Kissi Benjelloul : Non, ce n’est pas comme ça. Ecoutez, nous n’avons qu’un budget pour 2005 et nous ne pouvons pas l'utiliser pour les années précédentes.
MK : Mais vous venez de me dire que vous aviez même payé le précompte immobilier de l’année 2000 ainsi que les dettes de l’année 2004, 2003, 2002, 2001 et 2000.
Kissi Benjelloul : … Normalement, on ne le fait pas. Mais comme nous avions tout le temps des huissiers devant la porte, nous avons décidé de payer ces dettes. Ce n’est pas nous qui disons "oui" ou "non", c’est l’administration et la Cour des comptes.

MK
: Donc c’est "non" pour la dette de 80.000 euros ?
Kissi Benjelloul : Avons-nous reçu un budget pour l’année 2004 ? Non ! Avons-nous reçu un budget pour l’année 2003 ? Non ! Nous n’avons reçu qu’un budget pour l’année 2005…

MK
: Avez-vous reçu un budget pour l’année 2000 ? Non! Pourquoi avez-vous payé le précompte immobilier de l’année 2000 ?
Kissi Benjelloul : Ce sont des dettes de l’institution.

MK
: Tout comme les 80.000 euros empruntés par l’ancien Exécutif, non ?
Kissi Benjelloul : Mais, cela n’entre pas vraiment dans le subside. Il faut que l’ancienne équipe prouve à la Cour des comptes que l’argent emprunté a bien servi aux dépenses de l’Exécutif. Si après, la Cour nous dit qu’il faut payer, nous les payerons dès demain ! Si les pièces justificatives prouvent que l’argent a bien été utilisé correctement, il n’y aura aucun problème.

MK
: Pourtant, vous êtes impliqués dans une procédure judiciaire sur ce dossier où l’association « Gestion de l’EMB » créé par l’Exécutif Boulif affronte votre association « Gestion des finances de l’EMB » …
Coskun Beyazgül : Si vous me permettez de répondre... L’affaire ne porte pas sur l’emprunt mais sur les statuts d’une association qui a les mêmes objets que l’Exécutif des musulmans de Belgique. Chacun est évidemment libre d’avoir son association mais si l’objet social d’une asbl est exactement le même que l’EMB, cela risque de semer la confusion. Ce sont des associations parasites qui sèment la confusion. C’est la même chose avec le Conseil fédéral des musulmans de Belgique. Ils ont carrément repris le même objet social que l’Exécutif des musulmans de Belgique donné par un arrêté royal. Mais la procédure judiciaire évoquée n’a aucun rapport avec les 80.000 euros…
MK : Le prêt a été contracté par l’association Gestion de l’EMB et l’Exécutif actuel a créé sa propre association pour éviter de payer cette dette... Pour revenir à l'arrestation de Mohamed Boulif, s'il y a effectivement eu des malversations dans l'ancien Exécutif, c'est l'ensemble de l’Exécutif qui devrait en rendre compte et pas seulement son président, non ?
Coskun Beyazgül : Vous n'êtes pas le seul à vous posez cette question. On ne comprend pas non plus la raison de cette seule inculpation. Effectivement, c’est la gestion de toute une équipe. Malheureusement, nous ne savons pas ce qui est en train de se passer et c'est vrai que c'est la gestion de toute une équipe. Monsieur Boulif est actuellement dans cette situation difficile. L'affaire est pour l'instant en instruction mais vous pouvez être certain que nous sommes prêts à collaborer et fournir tous les éléments justificatifs possibles pour terminer l'enquête.

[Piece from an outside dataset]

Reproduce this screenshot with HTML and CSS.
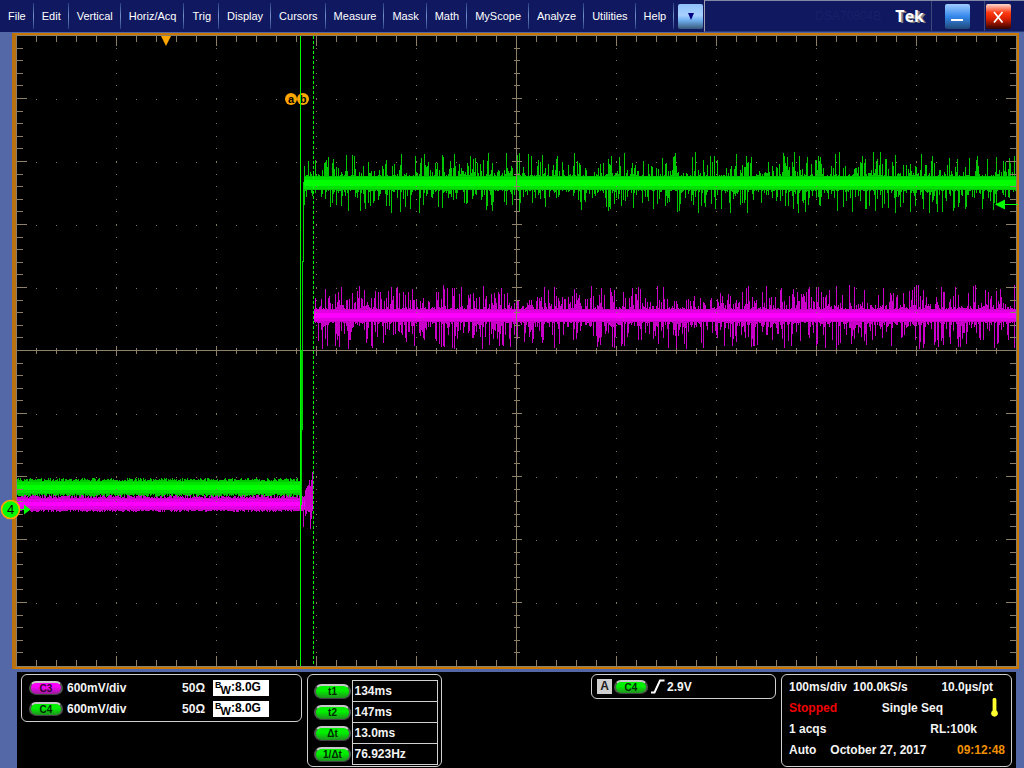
FILE: index.html
```html
<!DOCTYPE html>
<html lang="en">
<head>
<meta charset="utf-8">
<title>Oscilloscope</title>
<link rel="stylesheet" href="styles.css">
</head>
<body>
<header class="menubar">
  <nav class="menus">
    <button class="menu">File</button>
    <button class="menu">Edit</button>
    <button class="menu">Vertical</button>
    <button class="menu">Horiz/Acq</button>
    <button class="menu">Trig</button>
    <button class="menu">Display</button>
    <button class="menu">Cursors</button>
    <button class="menu">Measure</button>
    <button class="menu">Mask</button>
    <button class="menu">Math</button>
    <button class="menu">MyScope</button>
    <button class="menu">Analyze</button>
    <button class="menu">Utilities</button>
    <button class="menu">Help</button>
    <button class="more" aria-label="More menus"><svg width="8" height="8" viewBox="0 0 8 8"><path d="M1 1H7L4 8Z" fill="#000080"/></svg></button>
  </nav>
  <div class="title">
    <span class="model">DSA70804B</span>
    <span class="brand">Tek</span>
    <div class="window-cell"><button class="win minimize" aria-label="Minimize"><svg width="25" height="25" viewBox="0 0 25 25"><path d="M6 15H18V17H6Z" fill="#fff"/></svg></button></div>
    <div class="window-cell last"><button class="win close" aria-label="Close"><svg width="25" height="25" viewBox="0 0 25 25"><path d="M8 8L16.500 18.500M16.500 8L8 18.500" stroke="#fff" stroke-width="1.800"/></svg></button></div>
  </div>
</header>
<main class="scope">
  <svg class="plot" viewBox="16 35 1001 632" preserveAspectRatio="none" role="img" aria-label="Waveform display">
    <g id="traces" shape-rendering="crispEdges"></g>
    <g id="graticule" shape-rendering="crispEdges"></g>
    <g shape-rendering="crispEdges" fill="none">
      <path d="M301.500 350V505M302.500 261V430M303.500 182V262" stroke="#00d400"/>
      <path d="M300.500 36V666" stroke="#00ff00"/>
      <path d="M313.500 36V666" stroke="#00ff00" stroke-dasharray="3 2"/>
    </g>
    <path d="M161 36H171L166 46Z" fill="#ffa500"/>
    <g class="marker">
      <circle cx="291" cy="99" r="6"/><text x="291" y="103">a</text>
      <circle cx="303" cy="99" r="6"/><text x="303" y="103">b</text>
    </g>
    <path d="M300.500 93V105" stroke="#00ff00" shape-rendering="crispEdges"/>
    <path d="M995 204.500L1005 199.500V204H1018V205H1005V209.500Z" fill="#00ff00"/>
    <path d="M20 509H24V504.500L30.500 509.500L24 514.500V510H20Z" fill="#00ff00"/>
    <circle cx="10.500" cy="509.500" r="9" fill="#00ff00" stroke="#ffa500" stroke-width="1.600"/>
    <text class="channel" x="10.500" y="514">4</text>
  </svg>
</main>
<footer class="readouts">
  <section class="panel channels">
    <div class="row"><span class="pill magenta">C3</span><span class="scale">600mV/div</span><span class="ohm">50Ω</span><span class="bw"><span class="b">B</span><span class="w">W</span>:8.0G</span></div>
    <div class="row"><span class="pill">C4</span><span class="scale">600mV/div</span><span class="ohm">50Ω</span><span class="bw"><span class="b">B</span><span class="w">W</span>:8.0G</span></div>
  </section>
  <section class="panel cursors">
    <table>
      <tr><th><span class="pill wide">t1</span></th><td>134ms</td></tr>
      <tr><th><span class="pill wide">t2</span></th><td>147ms</td></tr>
      <tr><th><span class="pill wide">Δt</span></th><td>13.0ms</td></tr>
      <tr><th><span class="pill wide">1/Δt</span></th><td>76.923Hz</td></tr>
    </table>
  </section>
  <section class="panel trigger">
    <span class="source">A</span><span class="pill">C4</span>
    <svg width="15" height="15" viewBox="0 0 15 15"><path d="M1 13.500H4.500L10 1.500H14.500" fill="none" stroke="#fff" stroke-width="2"/></svg>
    <span>2.9V</span>
  </section>
  <section class="panel status">
    <div class="row timebase"><span>100ms/div</span><span>100.0kS/s</span><span class="push">10.0µs/pt</span></div>
    <div class="row sequence"><span class="stopped">Stopped</span><span class="push">Single Seq</span><svg class="thermometer" width="7" height="19" viewBox="0 0 7 19"><path d="M1.600 1.800A1.900 1.900 0 0 1 5.400 1.800V12.500A3.400 3.400 0 1 1 1.600 12.500Z" fill="#ffff30"/></svg></div>
    <div class="row acquisition"><span>1 acqs</span><span class="push">RL:100k</span></div>
    <div class="row clock"><span>Auto</span><span>October 27, 2017</span><time class="push">09:12:48</time></div>
  </section>
</footer>
<script src="scope.js"></script>
</body>
</html>
```

FILE: styles.css
```css
* { box-sizing: border-box; }

body {
  margin: 0;
  min-height: 100vh;
  display: flex;
  flex-direction: column;
  background: #5468a8;
  color: #f4f4f4;
  font-family: "Liberation Sans", Arial, sans-serif;
}

button {
  border: 0;
  padding: 0;
  color: inherit;
  font: inherit;
}

.menubar {
  display: flex;
  height: 32px;
  flex: none;
  background: #101860;
  font-size: 11px;
}

.menus {
  display: flex;
  align-items: center;
  flex: none;
}

.menu {
  height: 26px;
  padding: 0 7px 0 8px;
  background: none;
  border-right: 1px solid;
  border-image: linear-gradient(#28387c, #7090c8, #28387c) 1;
  color: #fff;
}

.more {
  width: 25px;
  height: 25px;
  margin: 0 1px 0 4px;
  display: grid;
  place-items: center;
  border-radius: 2px;
  background: linear-gradient(#90c0f8, #a8d0ff 45%, #70b0f0 65%, #385878);
}

.title {
  flex: 1;
  display: flex;
  align-items: center;
  justify-content: flex-end;
  border-top: 1px solid #8088a8;
  border-left: 1px solid #a0a0b0;
  border-bottom: 1px solid #283878;
}

.model {
  margin-right: 14px;
  color: #182068;
  font-size: 12px;
}

.brand {
  margin-right: 7px;
  color: #fff;
  font: bold 16px "Open Sans", sans-serif;
  text-shadow: 2px 1px #808080;
}

.window-cell {
  width: 53px;
  height: 100%;
  padding: 3px 0 0 13px;
  border-left: 1px solid #404878;
}

.window-cell.last {
  width: 40px;
  padding-left: 1px;
}

.win {
  display: block;
  width: 25px;
  height: 25px;
  border-radius: 2px;
}

.minimize { background: linear-gradient(#a0ccff, #3488ec 50%, #204878); }
.close { background: linear-gradient(#ffd8d0, #ff3810 35%, #d82000 60%, #300400); }

.scope {
  flex: 1;
  display: flex;
  min-height: 300px;
  margin: 1px 5px 3px 12px;
  border: 2px solid #c87800;
  border-left: 4px solid #b87010;
  background: #000;
}

.plot {
  width: 100%;
  min-width: 0;
  height: auto;
  overflow: visible;
}

.marker { fill: #ffa500; }
.marker text,
.channel {
  fill: #000;
  font-size: 11px;
  font-weight: bold;
  text-anchor: middle;
}
.channel { font-size: 13px; font-weight: normal; }

.readouts {
  flex: none;
  display: flex;
  align-items: flex-start;
  gap: 5px;
  margin: 0 8px 0 17px;
  padding: 2px 4px 1px;
  background: #000;
  font-size: 12px;
  font-weight: bold;
}

.panel {
  border: 1px solid #d0d0d0;
  border-radius: 6px;
}

.row {
  display: flex;
  align-items: center;
  height: 21px;
  white-space: nowrap;
}

.pill {
  width: 34px;
  height: 14px;
  flex: none;
  display: block;
  border: 2px solid #505850;
  border-top-color: #c8c8c8;
  border-bottom: 1px solid #404040;
  border-radius: 8px;
  background: linear-gradient(#00f000 40%, #209020);
  color: #002800;
  font-size: 10px;
  line-height: 11px;
  text-align: center;
}

.pill.magenta { background: linear-gradient(#ff00ff 30%, #982098); color: #300030; }
.pill.wide { width: 37px; height: 15px; line-height: 12px; }

.channels {
  width: 281px;
  padding: 2px 7px;
}

.scale { margin-left: 4px; }
.ohm { margin-left: auto; }

.bw {
  display: flex;
  width: 56px;
  height: 16px;
  margin: 0 25px 0 8px;
  padding-left: 2px;
  background: #fff;
  color: #000;
  line-height: 15px;
}

.b { font-size: 9px; line-height: 10px; }
.w { margin-left: -1px; font-size: 11px; line-height: 20px; }

.cursors {
  width: 135px;
  padding: 5px 3px 1px 6px;
}

table {
  width: 100%;
  border-collapse: collapse;
}

th {
  width: 38px;
  padding: 0;
}

td {
  height: 21px;
  padding: 0 2px;
  border: 1px solid #d0d0d0;
  line-height: 16px;
}

.trigger {
  width: 185px;
  height: 25px;
  margin-left: auto;
  padding: 0 5px;
  display: flex;
  align-items: center;
  gap: 2px;
}

.source {
  width: 15px;
  height: 15px;
  background: #d0d0d0;
  color: #202020;
  line-height: 15px;
  text-align: center;
}

.status {
  width: 231px;
  padding: 1px 6px 6px 7px;
}

.push { margin-left: auto; }
.timebase { gap: 6px; padding-right: 12px; }
.sequence { padding-right: 7px; }
.thermometer { margin-left: 48px; }
.acquisition { padding-right: 28px; }
.clock { gap: 14px; }
.stopped { color: #f00000; }
time { color: #f09000; }
```

FILE: scope.js
```js
const NS = "http://www.w3.org/2000/svg";

function addPath(id, d, stroke) {
  const path = document.createElementNS(NS, "path");
  path.setAttribute("d", d);
  path.setAttribute("stroke", stroke);
  path.setAttribute("fill", "none");
  document.getElementById(id).appendChild(path);
}

let seed = 20171027;
function random() {
  seed = (seed * 1664525 + 1013904223) % 4294967296;
  return seed / 4294967296;
}

// One noisy band: top/bottom are the solid edges, up/down the longest spikes.
function band(x0, x1, top, bottom, up, down, power, dim, mid, bright) {
  let spikes = "";
  for (let x = x0; x < x1; x++) {
    const a = Math.round(up * Math.pow(random(), power));
    const b = Math.round(down * Math.pow(random(), power));
    spikes += `M${x + 0.5} ${top - a}V${bottom + b}`;
  }
  addPath("traces", spikes, dim);
  for (let y = top + 1; y < bottom - 1; y++) {
    const edge = y < top + 4 || y > bottom - 5;
    addPath("traces", `M${x0} ${y + 0.5}H${x1}`, edge ? mid : bright);
  }
}

band(17, 301, 481, 494, 3, 3, 1, "#00c800", "#00e400", "#00ff00");
band(17, 313, 498, 510, 3, 2, 1, "#c800c8", "#e400e4", "#ff00ff");
band(304, 1016, 176, 190, 24, 23, 4, "#00c800", "#00e000", "#00ff00");
band(314, 1016, 309, 322, 24, 27, 3, "#c800c8", "#e000e0", "#ff00ff");
addPath("traces", "M303.5 498V527M305.5 490V516M306.5 488V514M307.5 486V511M308.5 485V511M309.5 480V512M310.5 486V529M311.5 480V519M312.5 472V505", "#c800c8");

let lines = "M16 35.500H1017M16.500 35V667M1016.500 35V667M16 666.500H1017";
lines += "M17 350.500H1016M516.500 36V666";
let dots = "";
for (let i = 1; i < 50; i++) {
  const x = 16.5 + i * 20;
  const major = i % 5 === 0;
  const n = major ? 10 : 6;
  lines += `M${x} 36V${36 + n}M${x} 666V${666 - n}`;
  lines += `M${x} ${350.5 - n / 2}V${351 + n / 2}`;
  for (let k = 1; k < 10; k++) dots += `M${x - 0.5} ${36.5 + k * 63}h1`;
}
for (let j = 1; j < 50; j++) {
  const y = Math.round(36 + j * 12.6) - 0.5;
  const n = j % 5 === 0 ? 10 : 6;
  lines += `M17 ${y}H${17 + n}M1016 ${y}H${1016 - n}`;
  lines += `M${516.5 - n / 2} ${y}H${517 + n / 2}`;
  for (let k = 1; k < 10; k++) dots += `M${16 + k * 100} ${y}h1`;
}
addPath("graticule", dots, "#807860");
addPath("graticule", lines, "#8c8068");
```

MK : Vous adoptez maintenant un ton apaisant alors que dans la presse, on n'arrête pas de lire que « les successeurs » ne trouvent plus les ordinateurs livrés par la société SGI.
Kissi Benjelloul : Nous n'avons jamais dit cela ! Jamais !
Coskun Beyazgül : Vous savez, l’affaire décolle tellement vite et c’est vraiment n’importe quoi. Nous n’avons jamais dit que le matériel était introuvable ou qu’il n’était pas à l’Exécutif. Dès que le juge d'instruction est arrivé sur place, nous lui avons remis tous les documents demandés. Nous avons pleinement collaboré avec les enquêteurs. Je ne sais pas ce que nous pouvions encore faire d’autre. Je ne comprends pas comment certains journalistes, qui ne se donnent même pas la peine de nous contacter, peuvent ensuite écrire que nous ne trouvons pas le matériel. Les rumeurs et les lettres anonymes vont tellement vite que nous n’avons pas le temps de réagir à tout. Nous espérons qu'une seule chose, c'est d'en finir avec ces histoires. Que les médias arrêtent de jetter de l'huile sur le feu sans cesse.